* **Written exercise**:
Using the records that follow, reproduce exactly the lines starting at the line containing "Clone this screenshot" and ending at the line containing "import React from". Include both end lines and no pictures.

* **Raw records**:
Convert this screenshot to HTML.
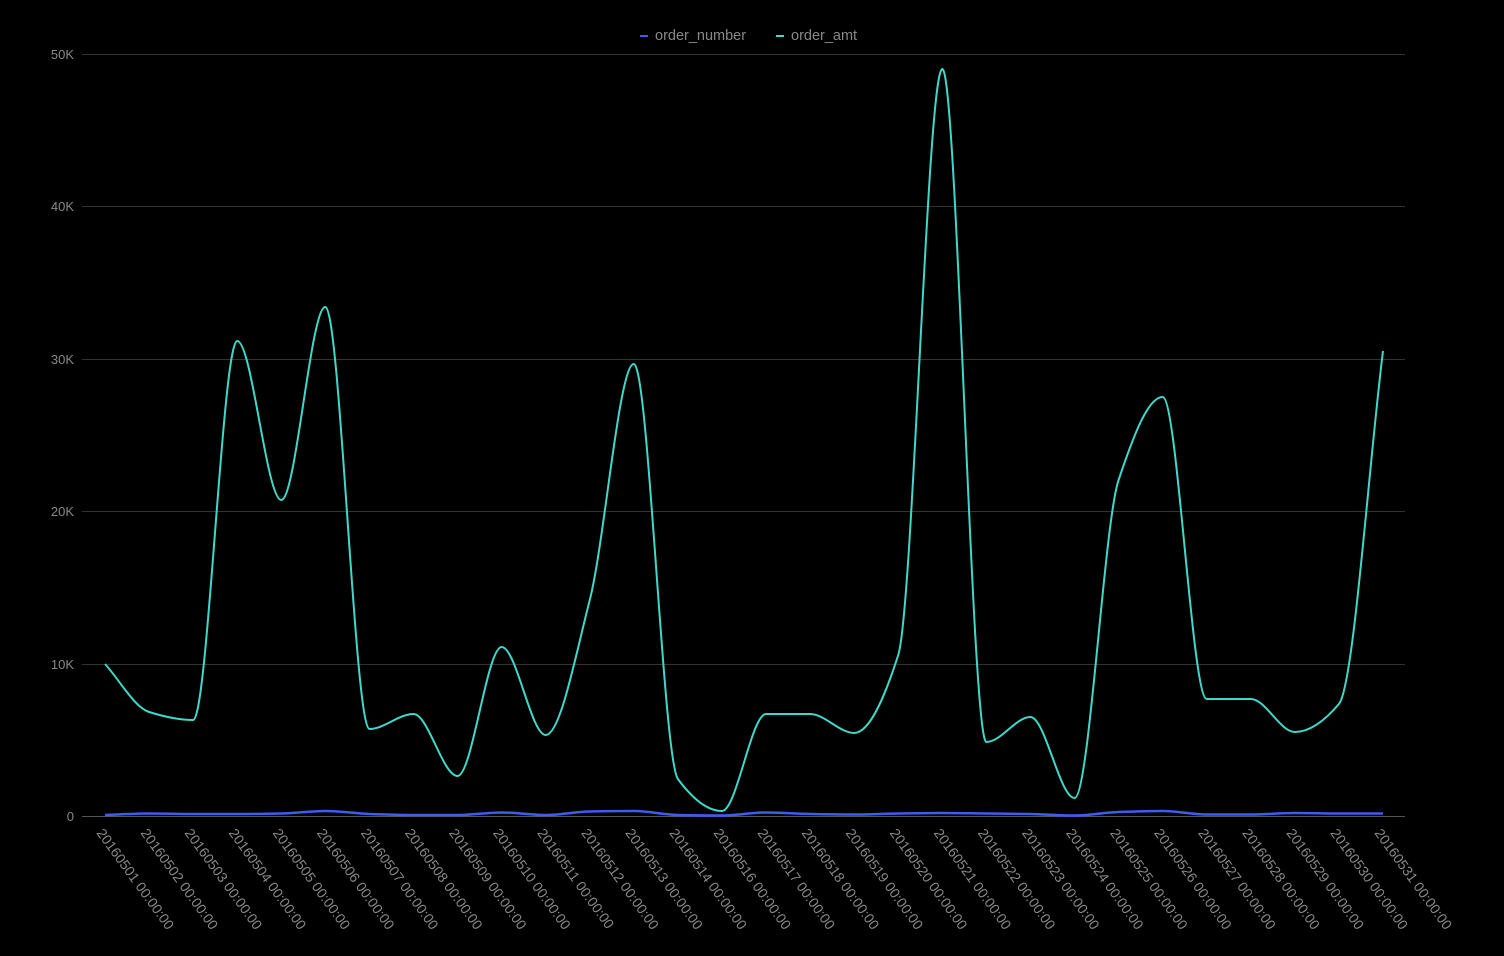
<!DOCTYPE html>
<html><head><meta charset="utf-8"><style>
html,body{margin:0;padding:0;background:#000;width:1504px;height:956px;overflow:hidden}
svg{display:block}
text{font-family:"Liberation Sans",sans-serif;}
</style></head><body>
<svg id="c" width="1504" height="956" xmlns="http://www.w3.org/2000/svg">
<g stroke="#333" stroke-width="1">
<line x1="82" x2="1405" y1="54.5" y2="54.5"/>
<line x1="82" x2="1405" y1="206.5" y2="206.5"/>
<line x1="82" x2="1405" y1="359.5" y2="359.5"/>
<line x1="82" x2="1405" y1="511.5" y2="511.5"/>
<line x1="82" x2="1405" y1="664.5" y2="664.5"/>
<line x1="82" x2="1405" y1="816.5" y2="816.5" stroke="#555"/>
</g>
<g fill="#888" font-size="13" text-anchor="end">
<text x="74" y="59">50K</text><text x="74" y="211">40K</text><text x="74" y="364">30K</text>
<text x="74" y="516">20K</text><text x="74" y="669">10K</text><text x="74" y="821">0</text>
</g>
<line x1="640" x2="648" y1="36" y2="36" stroke="#3d5cf0" stroke-width="2"/>
<text x="655" y="40" fill="#888" font-size="14.5">order_number</text>
<line x1="776" x2="784" y1="36" y2="36" stroke="#40d8c8" stroke-width="2"/>
<text x="791" y="40" fill="#888" font-size="14.5">order_amt</text>
<g id="labels" fill="#888" font-size="14"></g>
<path id="amt" fill="none" stroke="#40d8c8" stroke-width="2"/>
<path id="num" fill="none" stroke="#3d5cf0" stroke-width="2.5"/>
</svg>
<script>
var lab=["01","02","03","04","05","06","07","08","09","10","11","12","13","14","16","17","18","19","20","21","22","23","24","25","26","27","28","29","30","31"];
var amt=[664,712,720,341,500,307,729,714,776,647,735,600,364,779,811,714,714,733,655,69,742,717,798,480,397,699,699,732,704,351];
var num=[815,813.5,814,814,813.5,811,814,815,815,812.5,815,811.5,811,815,815.5,812.5,814,814.5,813.5,813,813.5,814,815.5,812,811,814.5,814.5,813,813.5,813.5];
var step=(1383-105)/29,g=document.getElementById('labels'),s='';
for(var i=0;i<30;i++){var x=105+i*step;s+='<text transform="translate('+(x-9)+',833) rotate(54)">201605'+lab[i]+' 00:00:00</text>';}
g.innerHTML=s;
function path(ys){var n=ys.length,h=step,dl=[],m=[];
for(var i=0;i<n-1;i++)dl.push((ys[i+1]-ys[i])/h);
m[0]=dl[0];m[n-1]=dl[n-2];
for(var i=1;i<n-1;i++){if(dl[i-1]*dl[i]<=0)m[i]=0;else m[i]=2/(1/dl[i-1]+1/dl[i]);}
var d='M105,'+ys[0];
for(var i=0;i<n-1;i++){var x0=105+i*h,x1=x0+h;
d+=' C'+(x0+h/3)+','+(ys[i]+m[i]*h/3)+' '+(x1-h/3)+','+(ys[i+1]-m[i+1]*h/3)+' '+x1+','+ys[i+1];}
return d;}
document.getElementById('amt').setAttribute('d',path(amt));
document.getElementById('num').setAttribute('d',path(num));
</script>
</body></html>
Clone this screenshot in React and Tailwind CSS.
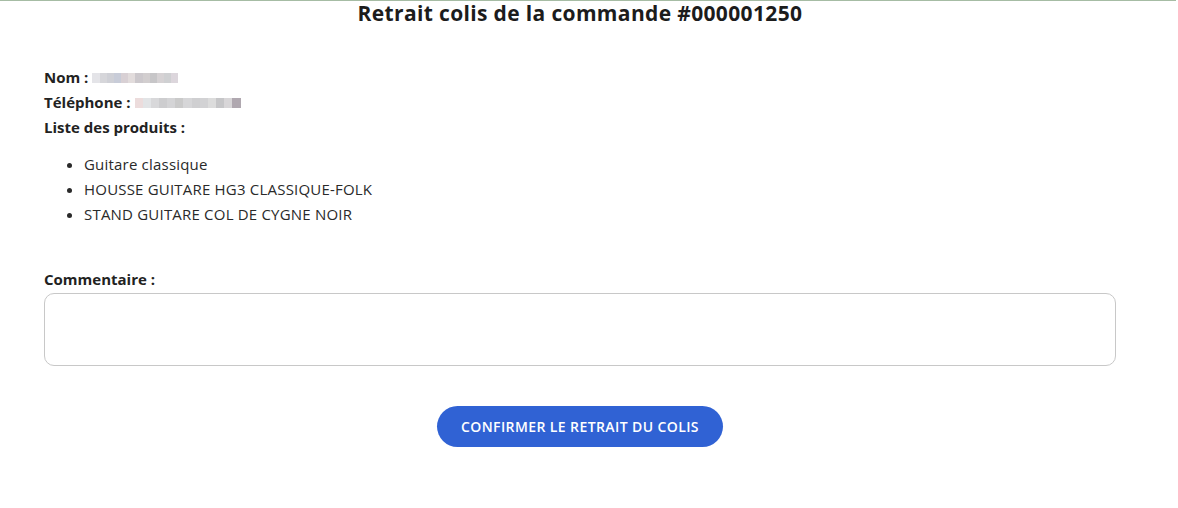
import React from "react";

function Blur({ w, colors }) {
  return (
    <span className="inline-flex align-middle h-[10px]" style={{ width: w }}>
      {colors.map((c, i) => (
        <span key={i} className="flex-1 h-full" style={{ background: c }} />
      ))}
    </span>
  );
}

export default function App() {
  return (
    <div className="w-[1178px] h-[508px] bg-white text-[#222] overflow-hidden" style={{ fontFamily: '"Open Sans", "Noto Sans", sans-serif' }}>
      <div className="h-px w-[1176px] bg-[#a6bca4]" />
      <div className="w-[1160px] px-[44px]">
        <h1 className="text-center text-[21px] font-bold leading-[25px] text-[#1c1c1c] tracking-[0.35px]">
          Retrait colis de la commande #000001250
        </h1>
        <div className="mt-[39px] text-[15px] leading-[25px]">
          <div className="font-bold flex items-center gap-[4px]">
            <span>Nom :</span>
            <Blur w={86} colors={["#e4e4e8", "#d6d6da", "#cfd0d6", "#c8ccd8", "#d8d0d4", "#e2dcdc", "#ccc8cc", "#d2cecf", "#c7c6c8", "#d6d2d4", "#cfd0d2", "#dcd6dc"]} />
          </div>
          <div className="font-bold flex items-center gap-[4px]">
            <span>Téléphone :</span>
            <Blur w={106} colors={["#ecdcdc", "#e2e4e6", "#d8d8da", "#cdcdcf", "#d4d4d6", "#cacaca", "#d6d6d8", "#cfcfd1", "#d2d2d4", "#dcdcdc", "#c6c6c8", "#d8d6d8", "#b0a8b0"]} />
          </div>
          <div className="font-bold">Liste des produits :</div>
          <ul className="list-disc pl-[40px] mt-[12px] text-[#2a2a2a] tracking-[0.2px]">
            <li>Guitare classique</li>
            <li>HOUSSE GUITARE HG3 CLASSIQUE-FOLK</li>
            <li>STAND GUITARE COL DE CYGNE NOIR</li>
          </ul>
          <div className="font-bold mt-[40px]">Commentaire :</div>
          <textarea className="mt-[1px] block w-full h-[73px] border border-[#c8c8c8] rounded-[10px] resize-none outline-none" />
          <div className="flex justify-center mt-[40px]">
            <button className="h-[41px] w-[286px] rounded-full bg-[#3062d4] text-white text-[14px] font-semibold tracking-[0.4px]">
              CONFIRMER LE RETRAIT DU COLIS
            </button>
          </div>
        </div>
      </div>
    </div>
  );
}
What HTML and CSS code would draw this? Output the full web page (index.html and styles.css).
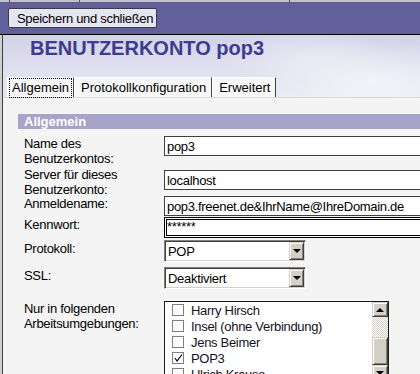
FILE: index.html
```html
<!DOCTYPE html>
<html lang="de">
<head>
    <meta charset="UTF-8">
    <title>Benutzerkonto pop3</title>
    <link rel="stylesheet" href="styles.css">
</head>
<body>
    <div class="top-strip">
        <span class="strip-cell cell-a"></span>
        <span class="strip-cell cell-b"></span>
        <span class="strip-cell cell-c"></span>
    </div>

    <div class="toolbar">
        <button class="save-btn">Speichern und schließen</button>
    </div>

    <div class="frame">
        <div class="header">
            <h1 class="title">BENUTZERKONTO pop3</h1>
            <div class="tabs">
                <div class="tab active"><span class="focus">Allgemein</span></div>
                <div class="tab">Protokollkonfiguration</div>
                <div class="tab">Erweitert</div>
            </div>
        </div>

        <div class="content">
            <div class="section-title">Allgemein</div>

            <div class="form">
                <label class="label">Name des Benutzerkontos:</label>
                <input class="field" type="text" value="pop3">

                <label class="label">Server für dieses Benutzerkonto:</label>
                <input class="field field-offset" type="text" value="localhost">

                <label class="label">Anmeldename:</label>
                <input class="field" type="text" value="pop3.freenet.de&amp;IhrName@IhreDomain.de">

                <label class="label">Kennwort:</label>
                <div class="field field-focus">******</div>

                <label class="label label-low">Protokoll:</label>
                <div class="combo">
                    <span class="combo-text">POP</span>
                    <span class="combo-btn"><span class="arrow-down"></span></span>
                </div>

                <label class="label label-low">SSL:</label>
                <div class="combo">
                    <span class="combo-text">Deaktiviert</span>
                    <span class="combo-btn"><span class="arrow-down"></span></span>
                </div>

                <label class="label label-list">Nur in folgenden Arbeitsumgebungen:</label>
                <div class="listbox">
                    <div class="items">
                        <div class="item"><span class="check"></span>Harry Hirsch</div>
                        <div class="item"><span class="check"></span>Insel (ohne Verbindung)</div>
                        <div class="item"><span class="check"></span>Jens Beimer</div>
                        <div class="item">
                            <span class="check">
                                <svg width="9" height="9" viewBox="0 0 9 9"><polyline points="1,4 3,7 8,0.5" fill="none" stroke="#000" stroke-width="1.2"/></svg>
                            </span>POP3
                        </div>
                        <div class="item"><span class="check"></span>Ulrich Krause</div>
                    </div>
                    <div class="scrollbar">
                        <div class="sb-btn"><span class="arrow-up"></span></div>
                        <div class="sb-track"></div>
                        <div class="sb-thumb"></div>
                        <div class="sb-btn"><span class="arrow-down"></span></div>
                    </div>
                </div>
            </div>
        </div>
    </div>
</body>
</html>
```

FILE: styles.css
```css
body {
    margin: 0;
    width: 420px;
    height: 374px;
    overflow: hidden;
    background-color: #cfcfcf;
    font-family: 'Liberation Sans', Arial, sans-serif;
    font-size: 13px;
    color: #000;
}

/* thin strip of the window above */
.top-strip {
    display: flex;
    height: 2px;
    background-color: #c2c2c2;
}

.strip-cell {
    border-right: 1px solid #555;
}

.cell-a { width: 9px; }
.cell-b { width: 69px; }
.cell-c { width: 209px; }

.toolbar {
    height: 26px;
    padding: 6px 8px 0;
    background-color: #62609a;
    border-bottom: 1px solid #000;
}

.save-btn {
    height: 20px;
    width: 149px;
    padding: 0 0 0 8px;
    text-align: left;
    font-family: inherit;
    font-size: 13px;
    letter-spacing: -0.3px;
    color: #000;
    background-color: #e6e6f2;
    border: 1px solid #3a3a4a;
    border-radius: 2px;
}

.frame {
    margin-left: 2px;
    border-left: 1px solid #404040;
    background-color: #f4f4f4;
    height: 340px;
}

.header {
    height: 62px;
    background:
        radial-gradient(ellipse 120px 40px at 370px 45px, rgba(255, 255, 255, 0.55), transparent),
        radial-gradient(ellipse 90px 30px at 300px 20px, rgba(255, 255, 255, 0.35), transparent),
        linear-gradient(180deg, #d2d2e8 0%, #dedeef 50%, #e9e9f3 100%);
}

.title {
    margin: 0;
    padding: 1px 0 0 27px;
    height: 24px;
    line-height: 24px;
    font-size: 20px;
    font-weight: bold;
    color: #3c3c8e;
}

.tabs {
    display: flex;
    margin-top: 17px;
    padding-left: 4px;
}

.tab {
    height: 19px;
    line-height: 19px;
    padding: 0 5px 0 6px;
    background-color: #f7f7f7;
    border-top: 1px solid #fff;
    border-left: 1px solid #fff;
    border-right: 1px solid #404040;
}

.tab.active {
    padding: 0 2px;
}

.focus {
    display: inline-block;
    height: 18px;
    line-height: 18px;
    padding: 0 2px 0 2px;
    outline: 1px dotted #000;
}

.content {
    border-top: 1px solid #dadada;
    padding: 16px 0 0 15px;
}

.section-title {
    height: 15px;
    line-height: 15px;
    padding-left: 6px;
    background-color: #a7a3c9;
    color: #fff;
    font-weight: bold;
}

.form {
    display: grid;
    grid-template-columns: 140px 1fr;
    grid-template-rows: 31px 29px 21px 23px 27px 33px auto;
    margin-top: 7px;
    padding-left: 6px;
}

.label {
    width: 134px;
    line-height: 15px;
    letter-spacing: -0.3px;
}

.label-low {
    padding-top: 1px;
}

.label-list {
    padding-top: 1px;
}

.field {
    box-sizing: border-box;
    width: 300px;
    height: 20px;
    margin: 0;
    padding: 0 2px;
    border: 1px solid #404040;
    background-color: #fff;
    font-family: inherit;
    font-size: 13px;
    letter-spacing: -0.3px;
    color: #000;
    outline: none;
}

.field-offset {
    margin-top: 3px;
}

.field-focus {
    height: 21px;
    padding: 0 0 0 0;
    border: 3px double #000;
    line-height: 13px;
}

.combo {
    box-sizing: border-box;
    display: flex;
    width: 142px;
    height: 22px;
    background-color: #fff;
    border: 1px solid;
    border-color: #808080 #fff #fff #808080;
    box-shadow: inset 1px 1px #404040, inset -1px -1px #d4d0c8;
    padding: 1px;
}

.combo-text {
    flex: 1;
    line-height: 19px;
    padding-left: 2px;
    letter-spacing: -0.3px;
}

.combo-btn {
    box-sizing: border-box;
    display: flex;
    align-items: center;
    justify-content: center;
    width: 15px;
    height: 18px;
    background-color: #d4d0c8;
    border: 1px solid;
    border-color: #d4d0c8 #404040 #404040 #d4d0c8;
    box-shadow: inset 1px 1px #fff, inset -1px -1px #808080;
}

.arrow-down {
    width: 0;
    height: 0;
    border-left: 4px solid transparent;
    border-right: 4px solid transparent;
    border-top: 4px solid #000;
}

.arrow-up {
    width: 0;
    height: 0;
    border-left: 4px solid transparent;
    border-right: 4px solid transparent;
    border-bottom: 4px solid #000;
}

.listbox {
    display: flex;
    box-sizing: border-box;
    width: 225px;
    height: 100px;
    margin-top: 1px;
    background-color: #fff;
    border: 1px solid #1c1c1c;
}

.items {
    flex: 1;
    padding-left: 7px;
}

.item {
    display: flex;
    align-items: center;
    gap: 7px;
    height: 16px;
    letter-spacing: -0.3px;
    color: #16101e;
}

.check {
    box-sizing: border-box;
    display: flex;
    align-items: center;
    justify-content: center;
    width: 12px;
    height: 12px;
    border: 1px solid #7f7f7f;
    background-color: #fff;
}

.scrollbar {
    width: 16px;
    display: flex;
    flex-direction: column;
}

.sb-btn,
.sb-thumb {
    box-sizing: border-box;
    background-color: #d4d0c8;
    border: 1px solid;
    border-color: #d4d0c8 #404040 #404040 #d4d0c8;
    box-shadow: inset 1px 1px #fff, inset -1px -1px #808080;
}

.sb-btn {
    display: flex;
    align-items: center;
    justify-content: center;
    height: 15px;
}

.sb-track {
    height: 20px;
    background-color: #fff;
    background-image: conic-gradient(#d4d0c8 25%, #fff 0 50%, #d4d0c8 0 75%, #fff 0);
    background-size: 2px 2px;
}

.sb-thumb {
    height: 28px;
}
```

* **The response**:
Clone this screenshot in React and Tailwind CSS.
import React from "react";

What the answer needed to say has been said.